James Joseph Sylvester – Lawyer and Mathematician

James Joseph Sylvester (1814-1897)

James Joseph Sylvester (1814-1897)

On September 3, 1815, English mathematician James Joseph Sylvester was born. He made fundamental contributions to matrix theory, invariant theory, number theory, partition theory and combinatorics. He also was the founder of the American Journal of Mathematics.

“It seems to be expected of every pilgrim up the slopes of the mathematical Parnassus, that he will at some point or other of his journey sit down and invent a definite integral or two towards the increase of the common stock.”
– James Joseph Sylvester, Collected Mathematical Papers, Vol. 2 (1908), p. 214.

Sylvester’s Difficulties to obtain an official Scientific Degree

Sylvester was born James Joseph in London, England, to Abraham Joseph, a Jewish merchant. James adopted the surname Sylvester when his older brother did so upon emigration to the United States — a country which at that time required all immigrants to have a given name, a middle name, and a surname. In 1828, at the age of 14, Sylvester was a student of Augustus De Morgan at the University of London. His family withdrew him from the University after he was accused of stabbing a fellow student with a knife. Subsequently he attended the Liverpool Royal Institution. Sylvester began his study of mathematics at St John‘s College, Cambridge in 1831. Although his studies were interrupted for almost two years due to a prolonged illness, he nevertheless ranked second in Cambridge‘s famous mathematical examination, the tripos, for which he sat in 1837. However, Sylvester was not issued a degree, because graduates at that time were required to state their acceptance of the Thirty-Nine Articles of the Church of England, and Sylvester, refused to do so because of his Jewish religion.
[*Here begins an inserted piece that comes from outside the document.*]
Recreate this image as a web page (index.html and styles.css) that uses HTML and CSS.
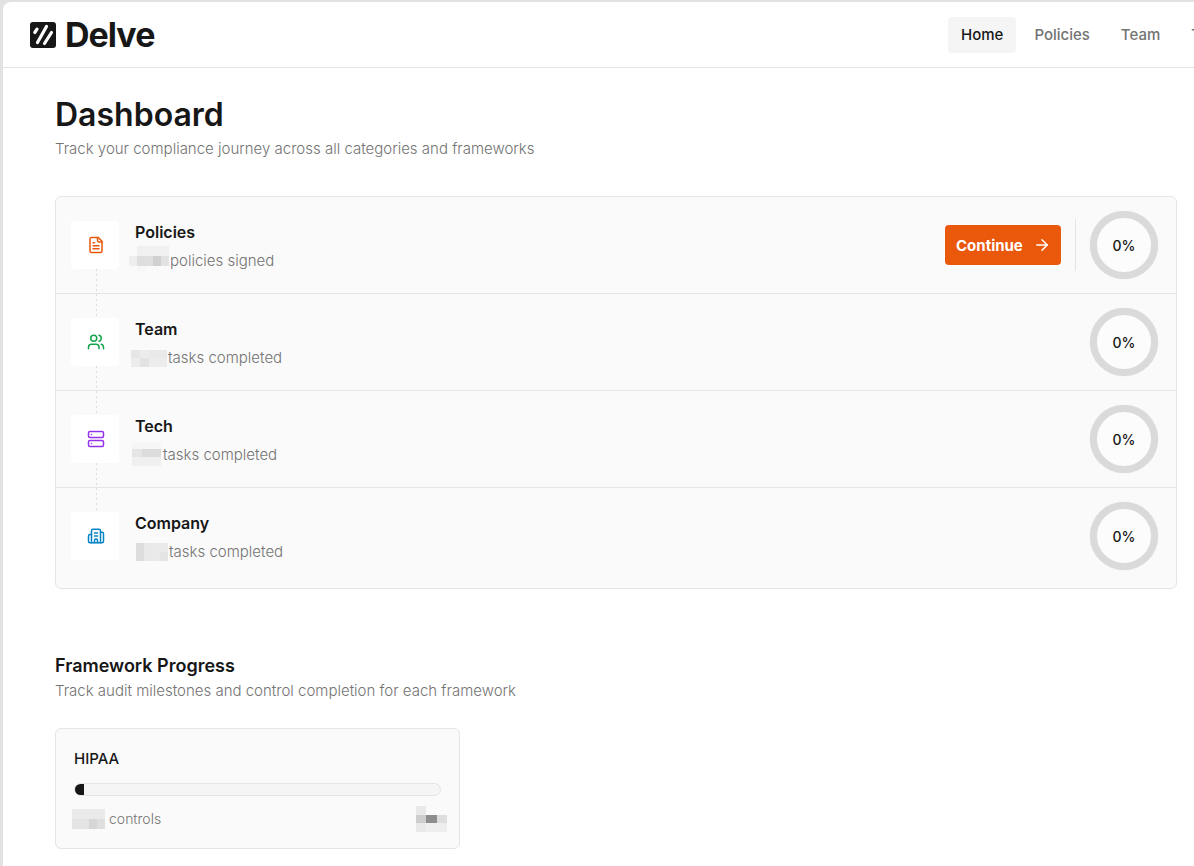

For the same reason he was not eligible for a Smith’s prize nor was he eligible to compete for a Fellowship.[1] In 1838 Sylvester became professor of natural philosophy at University College London. In 1841, he was awarded a BA and an MA by Trinity College, Dublin. In the same year he moved to the United States to be appointed to the chair of mathematics in the University of Virginia in Charlottesville for about six months, and returned to England in November 1843, following an altercation with a student for which the school’s administration did not take his side.[4]
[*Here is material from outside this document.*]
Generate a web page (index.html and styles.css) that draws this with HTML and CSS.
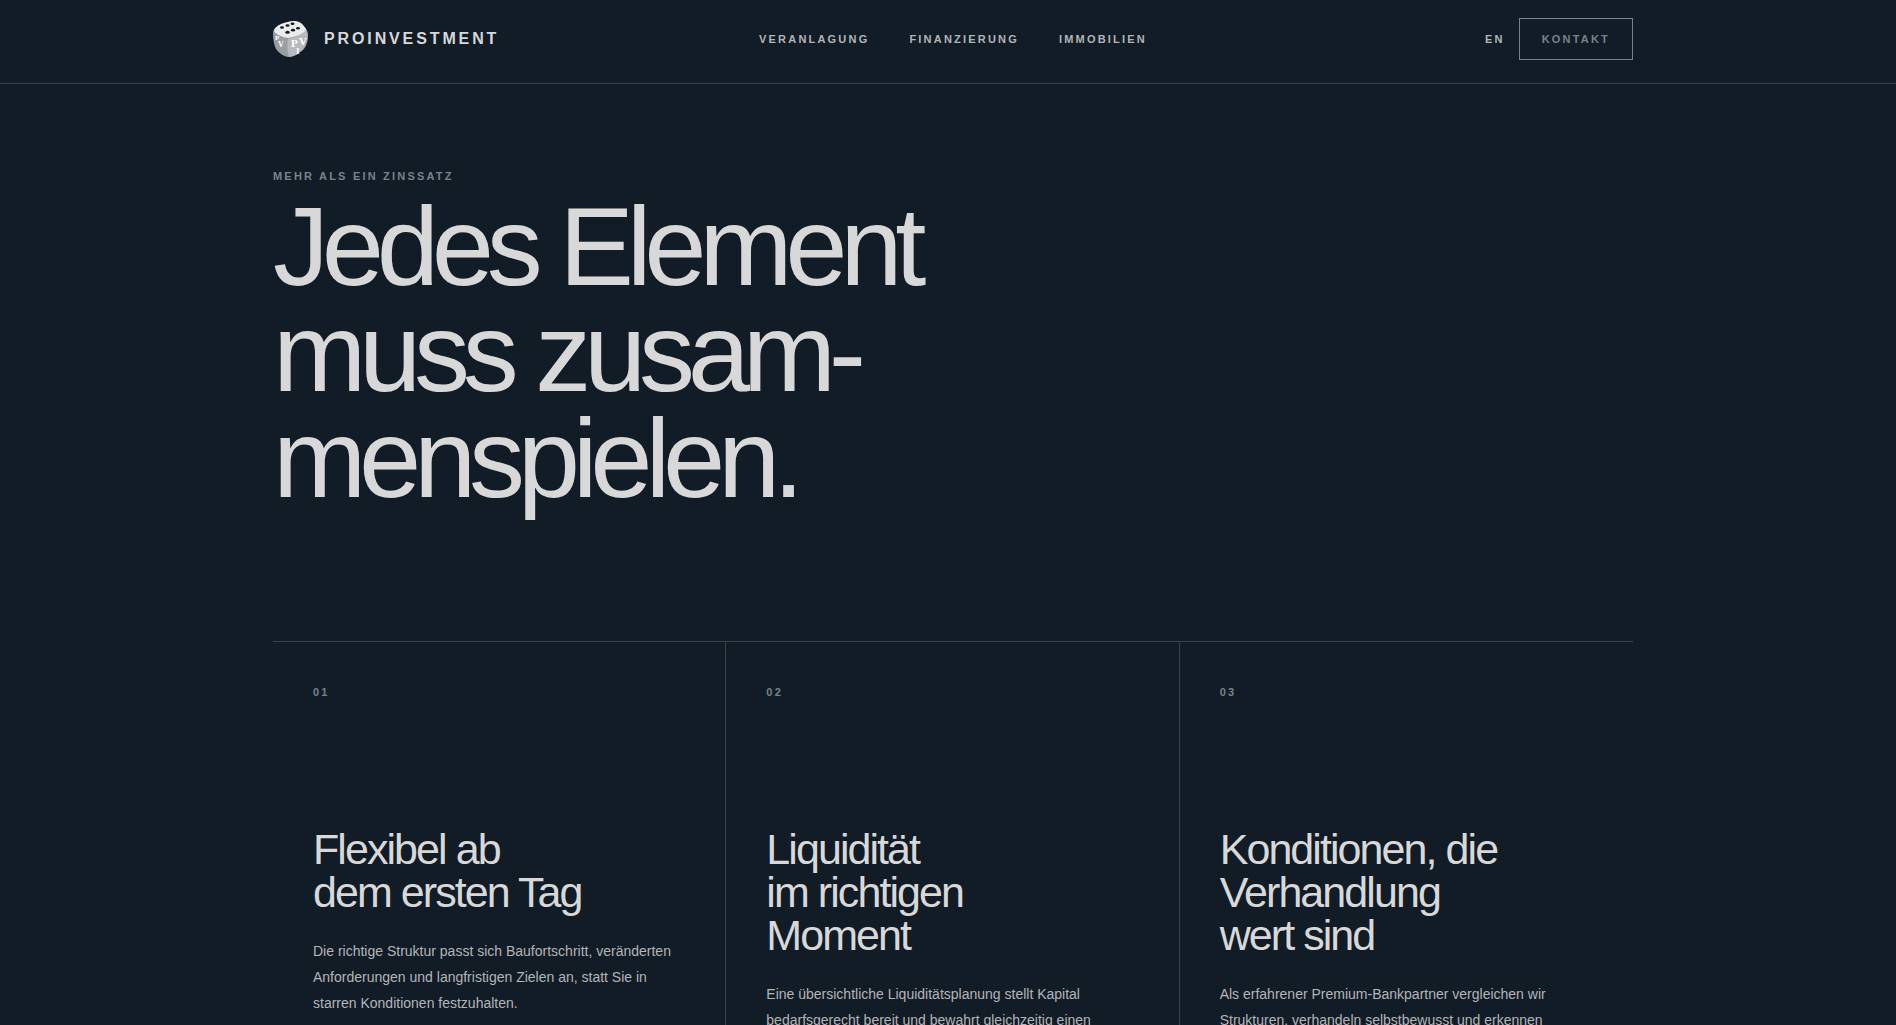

Collaboration with Arthur Cayley

On his return to England he studied law, alongside fellow British lawyer/mathematician Arthur Cayley,[2] with whom he made significant contributions to matrix theory while working as an actuary. One of his private pupils was Florence Nightingale.[3] In 1851 he discovered the discriminant of a cubic equation and first used the name ‘discriminant’ for such expressions of quadratic equations and those of higher order. In particular he used matrix theory to study higher dimensional geometry. He also contributed to the creation of the theory of elementary divisors of lambda matrices.[1] He did not obtain a position teaching university mathematics until 1855, when he was appointed professor of mathematics at the Royal Military Academy, Woolwich, from which he retired in 1869, because the compulsory retirement age was 55. The Woolwich academy initially refused to pay Sylvester his full pension, and only relented after a prolonged public controversy, during which Sylvester took his case to the letters page of The Times.

Scientific Merits after (first) Retirement

“Number, place, and combination . . . the three intersecting but distinct spheres of thought to which all mathematical ideas admit of being referred.”
– James Joseph Sylvester, Collected Mathematical Papers, Vol. 1 (1904), p. 91.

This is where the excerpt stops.